In his recent post, “Why Isn’t Investment Higher,” he tries to counter the argument that regulatory uncertainty embodied in financial, healthcare, and energy “reforms” has a profound chilling effect on investment:
There is, of course, a much more prosaic alternative: businesses aren’t investing because they have lots of excess capacity. Why build new structures and buy new machines when you’re not using the ones you already have?
He shows a dandy graph showing a yawning gap between investment as a share of GDP, and the output gap (the difference between where GDP is and where CBO estimates it should be). Visit the post to see it, I won’t reproduce it here. Anyway, the argument he is making is that investment has obviously not fallen as much as we would expect it to have given how much the output gap increased.
Ok, so what? Krugman is far more economically literate than me, but I don’t see how any of that really pertains to the reasons why investment is at the levels it is. Krugman is essentially picking a fight about the level of investment to demonstrate – with an arrogant level of certitude – why investment is at the level it is. If that level happens to be surprisingly high given the output gap, then that’s interesting, but hardly relevant as my humble self sees it.

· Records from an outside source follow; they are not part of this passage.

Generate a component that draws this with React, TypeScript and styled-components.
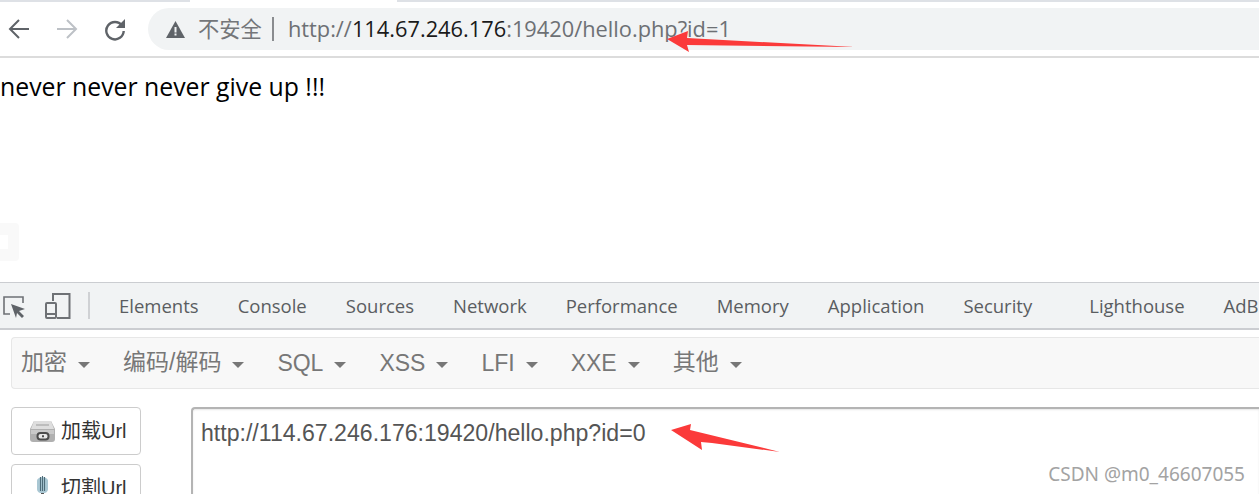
import React from "react";
import styled, { createGlobalStyle } from "styled-components";

const GlobalStyle = createGlobalStyle`
  html, body {
    margin: 0;
    padding: 0;
    background: #fff;
  }
`;

const Page = styled.div`
  position: relative;
  width: 1259px;
  height: 494px;
  overflow: hidden;
  background: #fff;
  font-family: "Open Sans", "Noto Sans CJK SC", sans-serif;
`;

const TabStrip = styled.div`
  display: flex;
  height: 2px;
`;

const TabEdge = styled.div<{ $w?: number }>`
  background: #dee1e6;
  ${({ $w }) => ($w ? `width: ${$w}px;` : "flex: 1;")}
`;

const TabGap = styled.div`
  width: 207px;
`;

const Toolbar = styled.div`
  display: flex;
  align-items: center;
  height: 54px;
  border-bottom: 2px solid #dcdcdc;
  padding-left: 6px;
`;

const NavButton = styled.div`
  width: 26px;
  height: 26px;
  margin-right: 22px;
  display: flex;
  align-items: center;
  justify-content: center;
  &:nth-child(3) {
    margin-right: 20px;
  }
`;

const Omnibox = styled.div`
  flex: 1;
  height: 42px;
  border-radius: 21px 0 0 21px;
  background: #f1f3f4;
  display: flex;
  align-items: center;
  padding-left: 18px;
  font-size: 21.8px;
  color: #6d7074;
`;

const Secure = styled.span`
  margin: 0 0 3px 13px;
  font-size: 21.3px;
  color: #747679;
  font-family: "Noto Sans CJK SC", sans-serif;
`;

const Divider = styled.span`
  width: 2px;
  height: 24px;
  margin: 0 14px 0 10px;
  background: #8a8c8f;
`;

const Address = styled.span`
  margin-bottom: 2px;
`;

const Host = styled.span`
  color: #1a1a1a;
`;

const Content = styled.div`
  height: 224px;
  padding-top: 11px;
  box-sizing: border-box;
  font-size: 24.8px;
  line-height: 34px;
  color: #000;
`;

const FaintBlock = styled.div`
  position: absolute;
  left: 0;
  top: 223px;
  width: 19px;
  height: 38px;
  border-radius: 0 4px 4px 0;
  background: #f9f9f9;
  &::after {
    content: "";
    position: absolute;
    left: 0;
    top: 12px;
    width: 8px;
    height: 14px;
    background: #fff;
  }
`;

const DevTabs = styled.div`
  display: flex;
  align-items: center;
  height: 45px;
  background: #f1f3f4;
  border-top: 1px solid #cbcdd1;
  border-bottom: 2px solid #cbcdd1;
  padding-left: 2px;
  white-space: nowrap;
  overflow: hidden;
`;

const DevIcon = styled.div`
  display: flex;
  flex: none;
  margin-right: 19px;
  &:nth-child(2) {
    margin-right: 17px;
  }
`;

const DevDivider = styled.span`
  flex: none;
  width: 2px;
  height: 27px;
  background: #cfd1d4;
  margin-right: 29px;
`;

const DevTab = styled.span<{ $gap?: number }>`
  flex: none;
  font-size: 18.5px;
  color: #5a5d61;
  margin-right: ${({ $gap }) => $gap ?? 39}px;
`;

const HackBar = styled.div`
  display: flex;
  align-items: center;
  height: 52px;
  margin: 7px 0 0 11px;
  box-sizing: border-box;
  background: #f8f8f8;
  border: 1px solid #e7e7e7;
  border-right: 0;
  border-radius: 4px 0 0 4px;
  padding-left: 9px;
`;

const MenuItem = styled.span`
  display: flex;
  align-items: center;
  margin-right: 33px;
  &::after {
    content: "";
    margin-left: 11px;
    margin-top: 3px;
    border-top: 6px solid #777;
    border-left: 6px solid transparent;
    border-right: 6px solid transparent;
  }
`;

const MenuLabel = styled.span<{ $cjk: boolean }>`
  font-family: "Liberation Sans", "Noto Sans CJK SC", sans-serif;
  font-size: 23px;
  color: #777;
  margin-bottom: ${({ $cjk }) => ($cjk ? 6 : 0)}px;
`;

const Workspace = styled.div`
  display: flex;
  margin: 18px 0 0 11px;
`;

const SideButtons = styled.div`
  display: flex;
  flex-direction: column;
  gap: 9px;
  width: 130px;
  margin-right: 50px;
`;

const SideButton = styled.div`
  flex: none;
  height: 48px;
  box-sizing: border-box;
  display: flex;
  align-items: center;
  padding-left: 17px;
  gap: 5px;
  background: #fff;
  border: 1px solid #ccc;
  border-radius: 4px;
  font-family: "Liberation Sans", "Noto Sans CJK SC", sans-serif;
  font-size: 20px;
  color: #333;
`;

const ButtonLabel = styled.span`
  margin-bottom: 4px;
`;

const UrlArea = styled.div`
  flex: 1;
  height: 120px;
  box-sizing: border-box;
  border: 2px solid #b4b4b4;
  border-right: 0;
  border-radius: 4px 0 0 0;
  padding: 9px 8px;
  font-family: "Liberation Sans", sans-serif;
  font-size: 23.1px;
  line-height: 30px;
  color: #555;
  box-shadow: inset 0 1px 2px rgba(0, 0, 0, 0.1);
`;

const Arrow = styled.svg<{ $x: number; $y: number }>`
  position: absolute;
  left: ${({ $x }) => $x}px;
  top: ${({ $y }) => $y}px;
`;

const Watermark = styled.div`
  position: absolute;
  right: 14px;
  top: 462px;
  font-family: "Noto Sans", sans-serif;
  font-size: 19px;
  line-height: 24px;
  color: #a3a3a3;
`;

const devTabs: [string, number?][] = [
  ["Elements"],
  ["Console"],
  ["Sources"],
  ["Network"],
  ["Performance"],
  ["Memory"],
  ["Application"],
  ["Security", 57],
  ["Lighthouse"],
  ["AdBlock"],
];

const menus = ["加密", "编码/解码", "SQL", "XSS", "LFI", "XXE", "其他"];
const latinMenus = ["SQL", "XSS", "LFI", "XXE"];

const App: React.FC = () => {
  return (
    <Page>
      <GlobalStyle />
      <TabStrip>
        <TabEdge $w={190} />
        <TabGap />
        <TabEdge />
      </TabStrip>
      <Toolbar>
        <NavButton>
          <svg width="24" height="24" viewBox="0 0 24 24" fill="none" stroke="#5f6368" strokeWidth="2">
            <path d="M22 12H3M12 3l-9 9 9 9" />
          </svg>
        </NavButton>
        <NavButton>
          <svg width="24" height="24" viewBox="0 0 24 24" fill="none" stroke="#bdc1c6" strokeWidth="2">
            <path d="M2 12h19M12 3l9 9-9 9" />
          </svg>
        </NavButton>
        <NavButton>
          <svg width="24" height="24" viewBox="0 0 24 24" fill="none">
            <path d="M19 8.500A8.700 8.700 0 1 0 20.700 14" stroke="#5f6368" strokeWidth="2.4" />
            <path d="M22 2v9h-9z" fill="#5f6368" />
          </svg>
        </NavButton>
        <Omnibox>
          <svg width="19" height="17" viewBox="0 0 19 17">
            <path d="M9.500 0L19 17H0z" fill="#5f6368" />
            <rect x="8.500" y="6" width="2" height="5.500" fill="#f1f3f4" />
            <rect x="8.500" y="12.500" width="2" height="2" fill="#f1f3f4" />
          </svg>
          <Secure>不安全</Secure>
          <Divider />
          <Address>
            http://<Host>114.67.246.176</Host>:19420/hello.php?id=1
          </Address>
        </Omnibox>
      </Toolbar>
      <Content>never never never give up !!!</Content>
      <FaintBlock />
      <DevTabs>
        <DevIcon>
          <svg width="24" height="24" viewBox="0 0 24 24" fill="none">
            <path d="M8 20H2V3h19v6" stroke="#6e7175" strokeWidth="1.600" />
            <path d="M9 10l14 5-6 2 5 5-2 2-5-5-1 5z" fill="#5f6368" />
          </svg>
        </DevIcon>
        <DevIcon>
          <svg width="26" height="28" viewBox="0 0 26 28" fill="none" stroke="#6e7175" strokeWidth="2">
            <path d="M8 9V2h16.500v24H12" />
            <rect x="1" y="11" width="10" height="15" rx="1" />
            <path d="M1 22h10" />
          </svg>
        </DevIcon>
        <DevDivider />
        {devTabs.map(([name, gap]) => (
          <DevTab key={name} $gap={gap}>
            {name}
          </DevTab>
        ))}
      </DevTabs>
      <HackBar>
        {menus.map((m) => (
          <MenuItem key={m}>
            <MenuLabel $cjk={!latinMenus.includes(m)}>{m}</MenuLabel>
          </MenuItem>
        ))}
      </HackBar>
      <Workspace>
        <SideButtons>
          <SideButton>
            <svg width="27" height="24" viewBox="0 0 27 24">
              <path d="M5 2h17l4 8v10a3 3 0 0 1-3 3H4a3 3 0 0 1-3-3V10z" fill="#b0b0b0" />
              <path d="M5 2h17l3 8H2z" fill="#dedede" />
              <path d="M7 5h13v2H7z" fill="#bdbdbd" />
              <path d="M2 11h23v4H2z" fill="#c9c9c9" />
              <rect x="8.500" y="14" width="11" height="6.500" rx="3" fill="#e8e8e8" stroke="#4c4c4c" strokeWidth="2" />
              <path d="M13 17.200h2" stroke="#4c4c4c" strokeWidth="2" />
            </svg>
            <ButtonLabel>加载Url</ButtonLabel>
          </SideButton>
          <SideButton>
            <svg width="27" height="24" viewBox="0 0 27 24">
              <path d="M8 5c0-5 11-5 11 0v8c0 3-3 4-3 4h-5s-3-1-3-4z" fill="#a9c7d3" />
              <path d="M11.500 1v14M13.500 0v15M15.500 1v14" stroke="#4d6b78" strokeWidth="1.100" />
              <rect x="12" y="17" width="3" height="7" fill="#555" />
            </svg>
            <ButtonLabel>切割Url</ButtonLabel>
          </SideButton>
        </SideButtons>
        <UrlArea>http://114.67.246.176:19420/hello.php?id=0</UrlArea>
      </Workspace>
      <Arrow $x={664} $y={28} width="192" height="24" viewBox="0 0 192 24">
        <path d="M3 11L24 3l-1 7 168 9-168-2 2 7z" fill="#fb3a3a" />
      </Arrow>
      <Arrow $x={668} $y={422} width="114" height="32" viewBox="0 0 114 32">
        <path d="M3 8L23 2l-1 6 90 22-68-9-11-1 1 8z" fill="#fb3a3a" />
      </Arrow>
      <Watermark>CSDN @m0_46607055</Watermark>
    </Page>
  );
};

export default App;
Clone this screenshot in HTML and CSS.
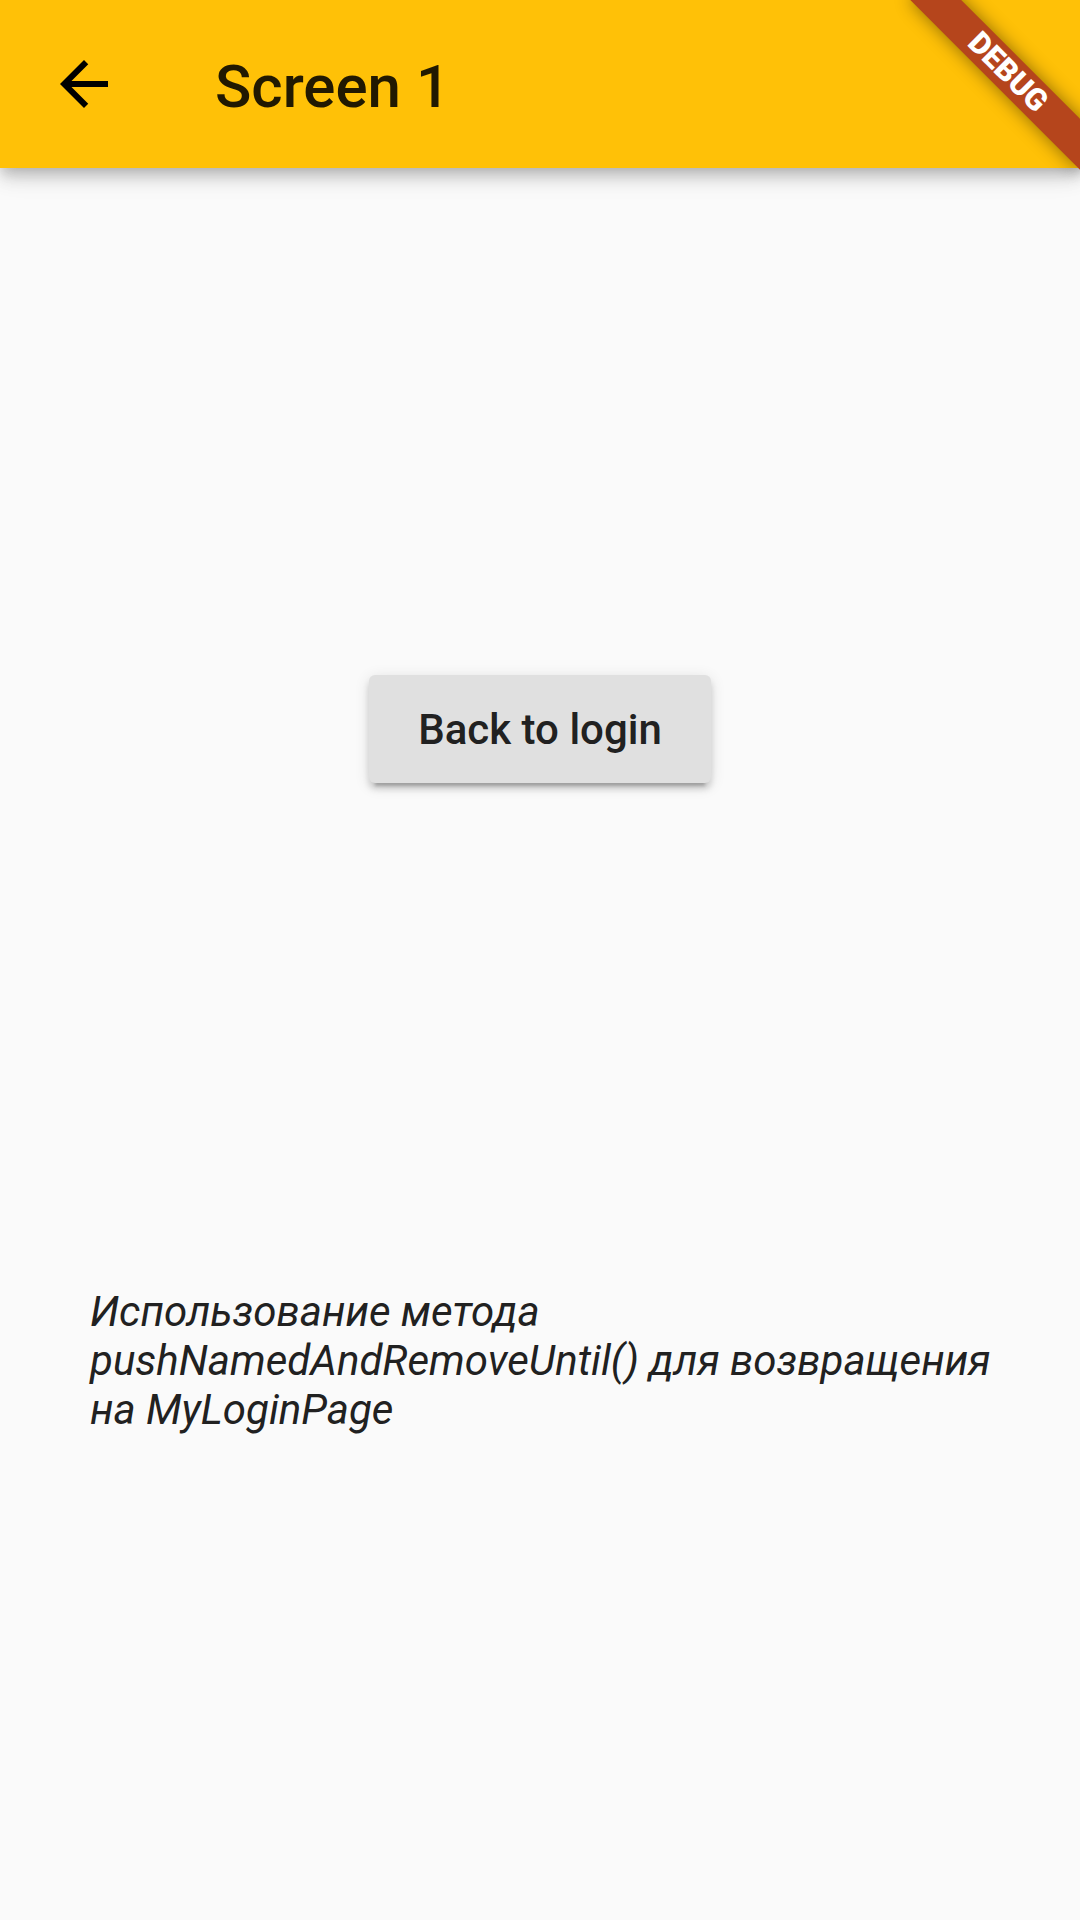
FILE: index.html
```html
<!DOCTYPE html>
<html lang="ru">
<head>
<meta charset="utf-8">
<title>Screen 1</title>
<link rel="stylesheet" href="styles.css">
</head>
<body>
<div class="app">
  <header class="appbar">
    <div class="leading">
      <svg class="back" viewBox="0 0 24 24" width="72" height="72"><path d="M20 11H7.83l5.59-5.59L12 4l-8 8 8 8 1.41-1.41L7.83 13H20v-2z" fill="#000"/></svg>
    </div>
    <h1 class="title">Screen 1</h1>
  </header>
  <main class="body">
    <button class="raised">Back to login</button>
    <p class="note">Использование метода pushNamedAndRemoveUntil() для возвращения на MyLoginPage</p>
  </main>
  <div class="banner-anchor"><div class="banner">DEBUG</div></div>
</div>
</body>
</html>
```

FILE: styles.css
```css
html, body {
  margin: 0;
  padding: 0;
  background: #fafafa;
}
.app {
  position: relative;
  width: 1080px;
  height: 1920px;
  overflow: hidden;
  background: #fafafa;
  font-family: Roboto, "Noto Sans", sans-serif;
}
.appbar {
  position: relative;
  z-index: 2;
  height: 168px;
  background: #ffc107;
  display: flex;
  align-items: center;
  box-shadow: 0 6px 12px -3px rgba(0,0,0,.18), 0 12px 15px 0 rgba(0,0,0,.1), 0 3px 30px 0 rgba(0,0,0,.1);
}
.leading {
  width: 168px;
  height: 168px;
  display: flex;
  align-items: center;
  justify-content: center;
  flex: none;
}
.back { display: block; }
.title {
  margin: 5px 0 0 47px;
  font-size: 60px;
  font-weight: 500;
  color: rgb(33,25,1);
  line-height: 1;
}
.body {
  display: flex;
  flex-direction: column;
  align-items: center;
  padding: 507px 0 0;
}
.raised {
  width: 342px;
  height: 108px;
  border: none;
  border-radius: 6px;
  background: #e0e0e0;
  color: #212121;
  font-family: Roboto, "Noto Sans", sans-serif;
  font-size: 42px;
  font-weight: 500;
  padding: 0;
  box-shadow: 0 9px 3px -6px rgba(0,0,0,.2), 0 6px 6px 0 rgba(0,0,0,.14), 0 3px 15px 0 rgba(0,0,0,.12);
}
.note {
  align-self: stretch;
  margin: 504px 50px 0 90px;
  font-size: 42px;
  font-style: italic;
  line-height: 49px;
  color: #212121;
}
.banner-anchor {
  position: absolute;
  left: 1080px;
  top: 0;
  width: 0;
  height: 0;
  transform-origin: 0 0;
  transform: rotate(45deg);
  z-index: 3;
}
.banner {
  position: absolute;
  left: -120px;
  top: 84px;
  width: 240px;
  height: 36px;
  background: #b5451c;
  color: #fff;
  font-family: Roboto, "Noto Sans", sans-serif;
  font-weight: 900;
  font-size: 30.6px;
  line-height: 36px;
  text-align: center;
  box-shadow: 0 0 18px rgba(0,0,0,.45);
}
```
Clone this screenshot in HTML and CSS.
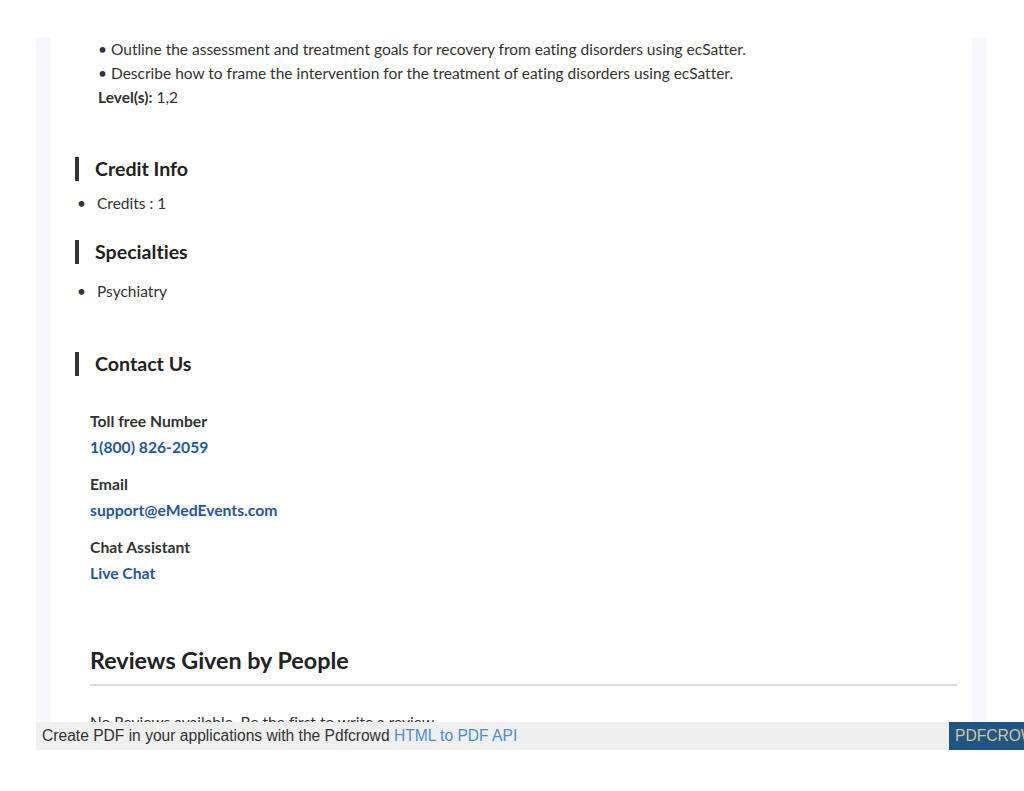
FILE: index.html
```html
<!DOCTYPE html>
<html>
  <head>
    <title>Course Details</title>
    <link rel="stylesheet" href="styles.css">
  </head>
  <body>
    <div class="sheet">
      <div class="sheet-inner">
        <div class="objectives">
          <div>&bull; Outline the assessment and treatment goals for recovery from eating disorders using ecSatter.</div>
          <div>&bull; Describe how to frame the intervention for the treatment of eating disorders using ecSatter.</div>
          <div><b>Level(s):</b> 1,2</div>
        </div>

        <h3 class="section-title credit-title">Credit Info</h3>
        <ul class="info-list">
          <li>Credits : 1</li>
        </ul>

        <h3 class="section-title specialty-title">Specialties</h3>
        <ul class="info-list specialty-list">
          <li>Psychiatry</li>
        </ul>

        <h3 class="section-title contact-title">Contact Us</h3>
        <div class="contact">
          <div class="contact-item">
            <div class="contact-label">Toll free Number</div>
            <a href="#">1(800) 826-2059</a>
          </div>
          <div class="contact-item">
            <div class="contact-label">Email</div>
            <a href="#">support@eMedEvents.com</a>
          </div>
          <div class="contact-item">
            <div class="contact-label">Chat Assistant</div>
            <a href="#">Live Chat</a>
          </div>
        </div>

        <div class="reviews">
          <h2>Reviews Given by People</h2>
          <p>No Reviews available. Be the first to write a review.</p>
        </div>
      </div>
    </div>

    <div class="pdf-bar">
      <div class="pdf-text">Create PDF in your applications with the Pdfcrowd <a href="#">HTML to PDF API</a></div>
      <div class="pdf-brand">PDFCROWD</div>
    </div>
  </body>
</html>
```

FILE: styles.css
```css
html,
body {
  overflow-x: hidden;
}

body {
  margin: 0;
  padding-top: 37px;
  background: #fff;
  font-family: Lato, "Noto Sans", sans-serif;
  font-variant-ligatures: no-common-ligatures;
  color: #333;
}

.sheet {
  width: 921px;
  height: 685px;
  margin-left: 36px;
  padding: 0 15px;
  background: #f7f7fe;
  overflow: hidden;
}

.sheet-inner {
  height: 100%;
  background: #fff;
  padding: 0 15px 0 24px;
  box-sizing: border-box;
}

.objectives {
  margin-left: 23px;
  font-size: 15.5px;
  line-height: 24px;
}

.objectives b {
  font-weight: 700;
}

.section-title {
  margin: 0;
  padding-left: 16px;
  border-left: 4px solid #333;
  font-size: 19.6px;
  font-weight: 700;
  line-height: 24px;
  color: #222;
}

.credit-title {
  margin-top: 48px;
}

.specialty-title {
  margin-top: 25px;
}

.contact-title {
  margin-top: 49px;
}

.info-list {
  margin: 10px 0 0;
  padding: 0;
  list-style: none;
  font-size: 15.5px;
  line-height: 24px;
}

.info-list li {
  display: flex;
}

.info-list li::before {
  content: "\2022";
  width: 22px;
  padding-left: 2px;
  box-sizing: border-box;
}

.specialty-list {
  margin-top: 15px;
}

.contact {
  margin: 33px 0 0 15px;
  display: flex;
  flex-direction: column;
  gap: 13px;
}

.contact-item {
  font-size: 15.7px;
  line-height: 24px;
  font-weight: 700;
}

.contact-label {
  margin-bottom: 2px;
}

.contact-item a {
  color: #1d58a5;
  text-decoration: none;
}

.reviews {
  margin: 60px 0 0 15px;
}

.reviews h2 {
  margin: 0;
  padding-bottom: 9px;
  border-bottom: 2px solid #ddd;
  font-size: 23.3px;
  font-weight: 700;
  line-height: 30px;
  color: #222;
}

.reviews p {
  margin: 24px 0 0;
  font-size: 15.5px;
  line-height: 24px;
}

.pdf-bar {
  display: flex;
  width: 988px;
  height: 28px;
  margin-left: 36px;
  background: #efefef;
  font-family: "Liberation Sans", Arial, sans-serif;
  font-size: 15.6px;
  line-height: 28px;
  overflow: hidden;
  white-space: nowrap;
}

.pdf-text {
  width: 913px;
  padding-left: 6px;
  box-sizing: border-box;
  flex-shrink: 0;
  color: #333;
}

.pdf-text a {
  color: #4a8fcd;
  text-decoration: none;
}

.pdf-brand {
  padding-left: 6px;
  width: 100px;
  flex-shrink: 0;
  background: #1f5688;
  color: #d7c594;
}
```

Here’s something I personally think is more salient:
What we have here is private consumption expenditures and nonresidential fixed investment (the same measure Krugman used) – both as a percentage of GDP. PCE is on the left axis and PNFI is on the right axis.
As you can see, investment’s share of GDP has continued to decline well into 2010. Consumption is doing more of a random walk, but has clearly been increasing as a share of GDP during the recession. These two measures together make up nearly 80% of GDP, so these are profound changes going on in the economy. Krugman may want to benchmark investment against the output gap, but I think it more prudential to benchmark investment against the other GDP components. You might say that maybe investment is just getting crowded out by other GDP components not shown (like government expenditures). But nominal investment was declining until Q3:2009 and Q1:2010, when it increased slightly and remained basically flat, respectively.
I am not going to be like Krugman and say definitively that this proves my point, but I am just saying that investment and consumption are the two primary GDP components, and investment is suffering compared to its partner. Now if you think that current policies that demonize business and foster a climate of regulatory uncertainty throughout the economy are adequately addressing this policy issue, then more power to you. I would say we should change course.